On the ice, Carter was just as predictable, in a good way. That’s why coach Todd McLellan often tapped a young pro on the pads and nodded in his direction.
“You just saw him taking over the team,” Stoll said. “He would invite guys over and have barbecues or line up beach volleyball games, just getting everybody together. Jeff took that really seriously and he wanted the team to get close.”
But for Carter, the fire still burned inside to chase after another Stanley Cup.
In the past, he was hesitant to leave behind his family. His wife, Megan, and their two young children loved living in California. And Carter was content in his trunks as he lugged all of their beach chairs and sand toys down to the shore.
But when Hextall came calling again a month ago today, sensing that Carter could be the final piece to another championship puzzle, Carter was “all in.”
He made sure to gather with the guys who were still around from the two Cup runs before flying to Pittsburgh, though he will never really leave L.A. behind.

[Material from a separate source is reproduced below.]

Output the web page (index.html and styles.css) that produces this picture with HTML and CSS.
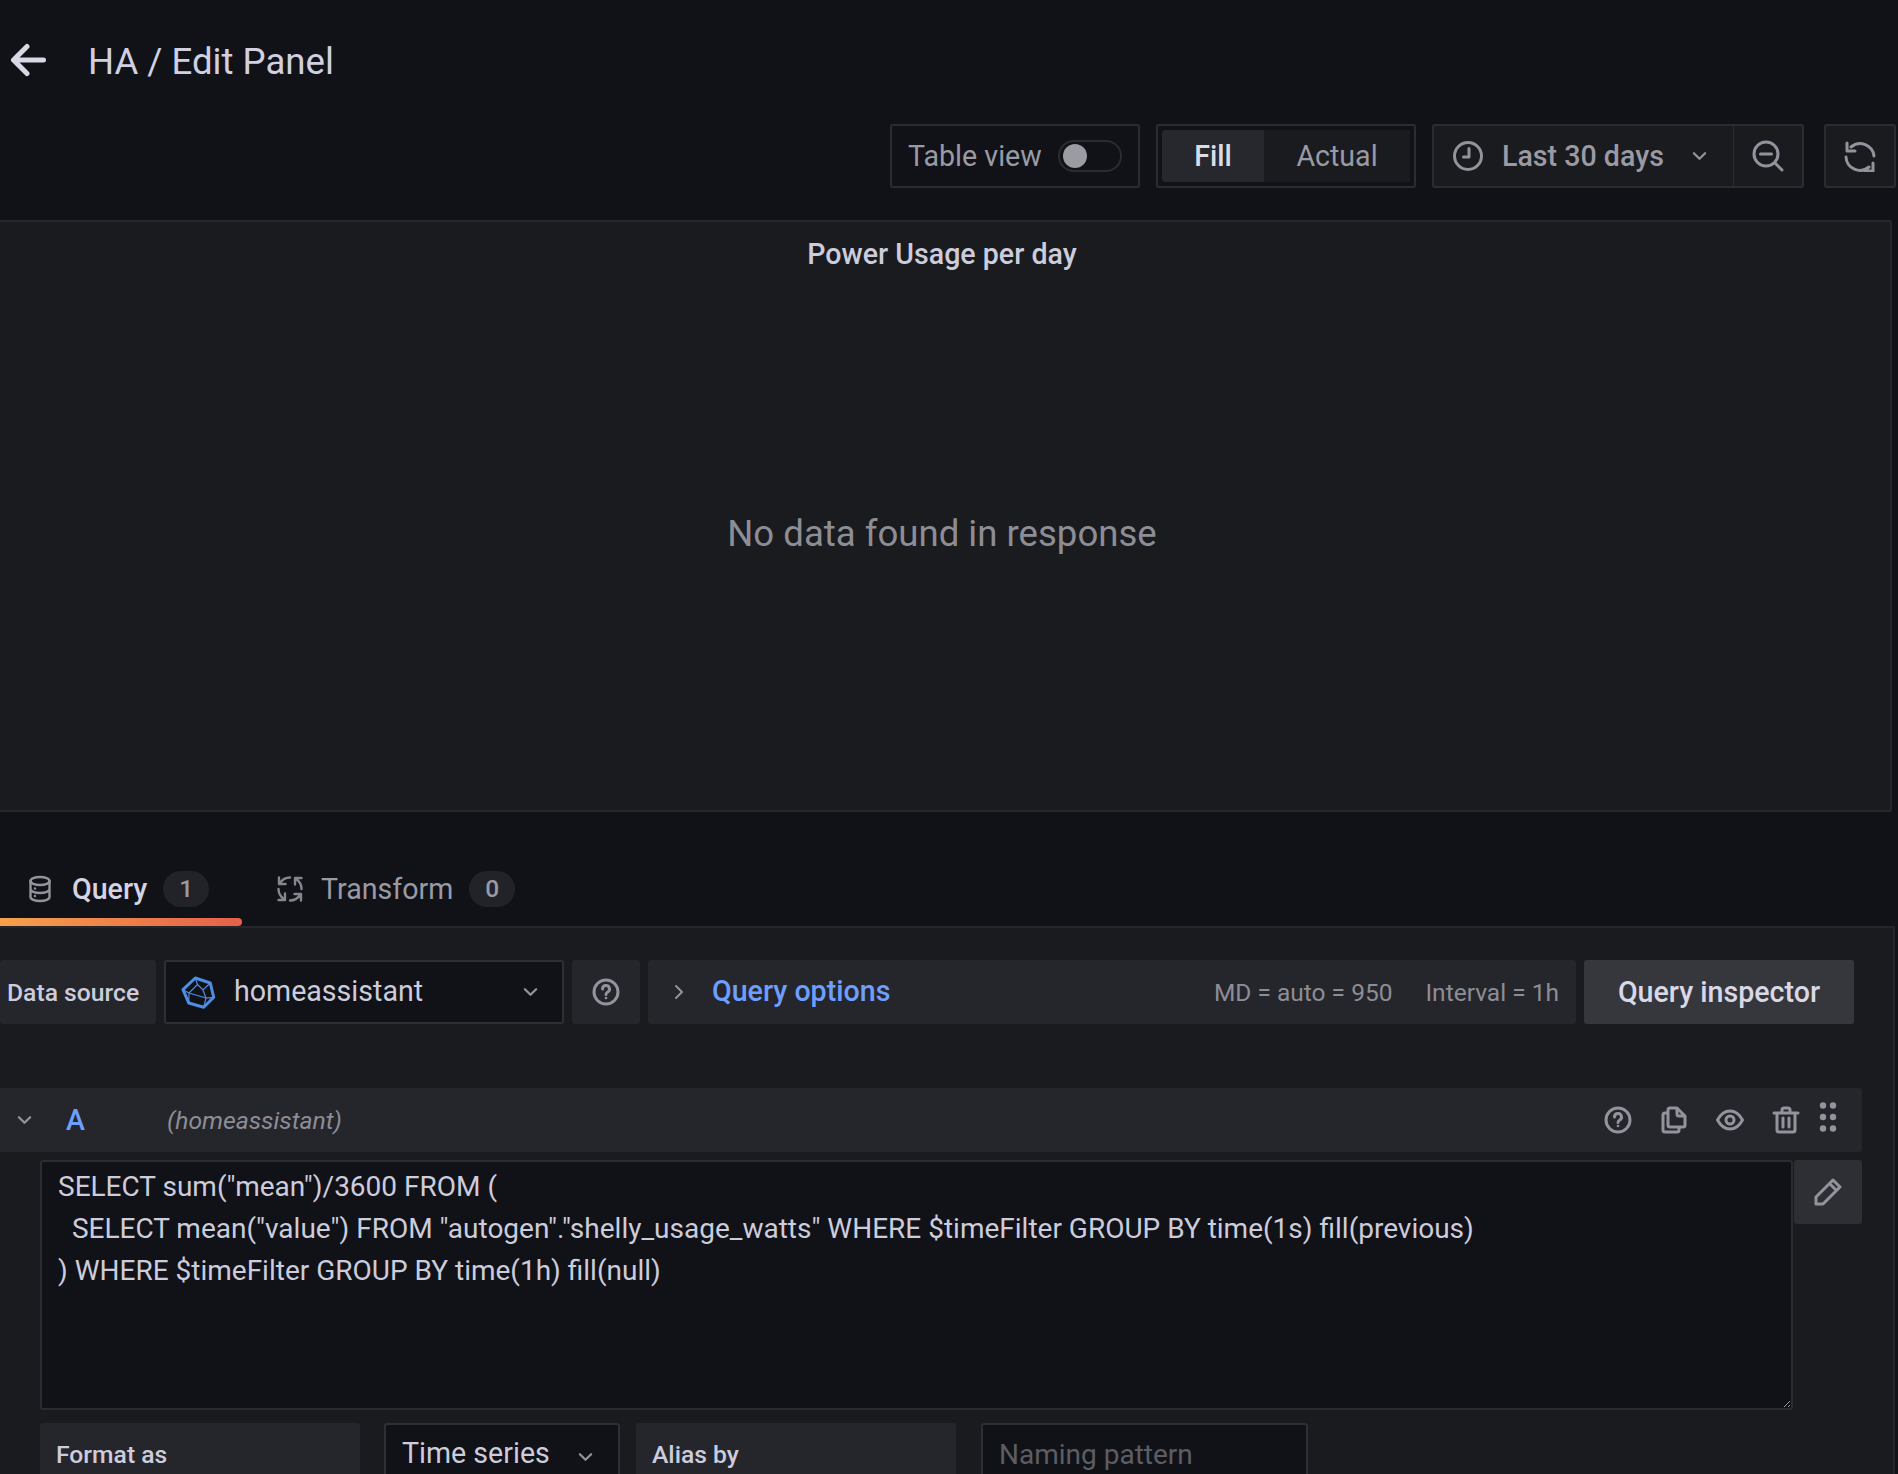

“As you grow older and you’re around good people, you just kind of grasp some things. I think going out to L.A. was big for me, being around some really good teammates, really good people. Starting a family,” he said. “It all just kind of helps you grow as a person. So I was lucky to spend my nine years there.”
As was the case in 2012, he has fit in with his new team as well as hoped.
Feeling free in coach Mike Sullivan’s scheme after years of buttoned-up play in L.A., Carter had nine goals, 11 points and a plus-9 rating in 14 games with the Penguins. His four-goal game last week was the first of his career. And he has taken linemate Jared McCann, another Sault Ste. Marie standout, under his wing.
“He’s fired up,” Stoll said. “He texted me [two weeks ago] and said, ‘Man, this team can score goals.’ He’s excited he can play at both ends of the ice now.”
Now “the grizzled veteran with the beard” hopes to push them over the top.
“It’s been a great transition,” Carter said. “I think from day one the guys have been great to me. … We’re really looking forward to keeping it going here.”